Most ambitious of all is the Eglinton-Scarborough Crosstown Project, a new 25-kilometre light transit line that will take riders from Black Creek Drive to Scarborough city centre. A new report says the $8.2-billion line is the most expensive infrastructure project in all of Canada. In its annual report on the country's top 100 infrastructure projects, ReNew magazine pegged the Crosstown at No. 1.

Construction is already in progress. Workers are digging a giant hole near Black Creek and Eglinton. Massive boring machines will be lowered into it to begin tunnelling for the underground stretch of the line. Metrolinx, the regional transit agency, expects it to open by 2020. ReNew calls it "one of the largest public transit investments in Canadian history."

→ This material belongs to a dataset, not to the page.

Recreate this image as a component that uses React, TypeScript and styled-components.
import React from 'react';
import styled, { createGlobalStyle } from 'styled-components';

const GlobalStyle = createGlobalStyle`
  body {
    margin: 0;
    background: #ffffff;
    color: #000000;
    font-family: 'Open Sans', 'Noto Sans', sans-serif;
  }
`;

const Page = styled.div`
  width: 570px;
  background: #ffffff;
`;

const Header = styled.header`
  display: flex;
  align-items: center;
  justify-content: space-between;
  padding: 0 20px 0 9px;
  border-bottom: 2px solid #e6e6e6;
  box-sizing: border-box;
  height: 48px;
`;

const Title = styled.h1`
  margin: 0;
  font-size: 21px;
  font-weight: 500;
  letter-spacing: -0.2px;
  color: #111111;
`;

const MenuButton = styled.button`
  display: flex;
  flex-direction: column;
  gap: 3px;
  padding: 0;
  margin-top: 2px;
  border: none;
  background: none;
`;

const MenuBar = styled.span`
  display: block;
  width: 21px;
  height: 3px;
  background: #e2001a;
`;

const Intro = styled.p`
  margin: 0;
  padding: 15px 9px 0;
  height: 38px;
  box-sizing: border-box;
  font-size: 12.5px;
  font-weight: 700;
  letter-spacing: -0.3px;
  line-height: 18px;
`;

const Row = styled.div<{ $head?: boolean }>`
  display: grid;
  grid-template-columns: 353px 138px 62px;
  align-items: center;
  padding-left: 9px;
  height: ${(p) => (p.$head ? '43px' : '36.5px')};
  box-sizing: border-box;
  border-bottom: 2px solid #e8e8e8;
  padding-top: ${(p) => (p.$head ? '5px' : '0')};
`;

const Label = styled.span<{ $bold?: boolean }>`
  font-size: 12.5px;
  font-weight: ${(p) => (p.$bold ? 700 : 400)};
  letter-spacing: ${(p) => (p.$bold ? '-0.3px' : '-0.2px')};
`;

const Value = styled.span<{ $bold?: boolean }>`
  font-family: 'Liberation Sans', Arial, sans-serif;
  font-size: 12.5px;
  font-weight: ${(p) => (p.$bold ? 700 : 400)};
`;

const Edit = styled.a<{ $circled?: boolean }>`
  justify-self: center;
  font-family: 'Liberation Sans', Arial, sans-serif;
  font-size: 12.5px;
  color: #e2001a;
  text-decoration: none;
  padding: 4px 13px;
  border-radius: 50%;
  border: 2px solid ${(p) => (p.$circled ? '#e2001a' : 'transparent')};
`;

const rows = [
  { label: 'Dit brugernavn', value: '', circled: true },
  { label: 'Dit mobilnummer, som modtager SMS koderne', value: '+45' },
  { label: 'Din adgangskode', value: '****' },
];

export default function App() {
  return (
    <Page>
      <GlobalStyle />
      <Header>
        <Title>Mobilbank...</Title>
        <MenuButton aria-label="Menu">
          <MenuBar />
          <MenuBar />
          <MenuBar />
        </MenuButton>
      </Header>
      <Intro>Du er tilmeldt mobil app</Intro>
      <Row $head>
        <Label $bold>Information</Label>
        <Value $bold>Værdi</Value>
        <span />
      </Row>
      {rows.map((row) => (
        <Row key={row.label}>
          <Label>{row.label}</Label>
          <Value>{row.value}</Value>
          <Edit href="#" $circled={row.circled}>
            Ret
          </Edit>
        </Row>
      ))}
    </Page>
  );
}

All of this has to be encouraging for hard-pressed Toronto commuters, who have waited decades for serious expansion of the transit network. The Yonge subway line opened in 1954, the University line in 1963, the Bloor-Danforth line in 1966, the Spadina line in 1978 and the Scarborough RT in 1985. Since then, the only new line has been the five-station Sheppard "stubway" in 2002. Even as the population boomed with the arrival of hundreds of thousands of new immigrants, the transit build-out stalled.

Now, at long last, things are happening – and about time, too. Demand for transit is rising fast, with more than 500 million riders expected to take the TTC this year, a new record. The city has a chance to catch up for years of transit delay and neglect.

But given Toronto's sad history of stop-and-start transit planning, it's only reasonable to wonder whether it will all unfold just as planned. A previous attempt to build an Eglinton subway fell apart when Premier Mike Harris cancelled it to save money. Then, as now, the provincial government faced a massive budget deficit.

Big-ticket transit projects make easy targets for budget cutters. Don't forget that the McGuinty government itself delayed billions in funding for the Transit City light-rail project, later killed by Mayor Rob Ford. With credit-rating agencies breathing down its neck, will it be tempted to pull back funding for the Crosstown?

Mr. Ford forced up the cost of the line by around $2-billion when he insisted that most of it travel underground, even the stretch along the eastern reaches of Eglinton that were supposed to go on the surface under the initial plan. For that reason, the project moved from No. 4 to No. 1 on ReNew's top 100 infrastructure list. Queen's Park bean counters may wonder whether going back to Plan A wouldn't make more sense.

Another big question mark floats over Mr. Ford's cherished Sheppard subway extension. Because all or most of the money from Transit City is now going to build the Crosstown, a provincial project, no one quite knows how Sheppard is going to be financed, if it happens at all.

So it goes in the world of Toronto transit. Good news for the present, yes, but reasons for worry about the future.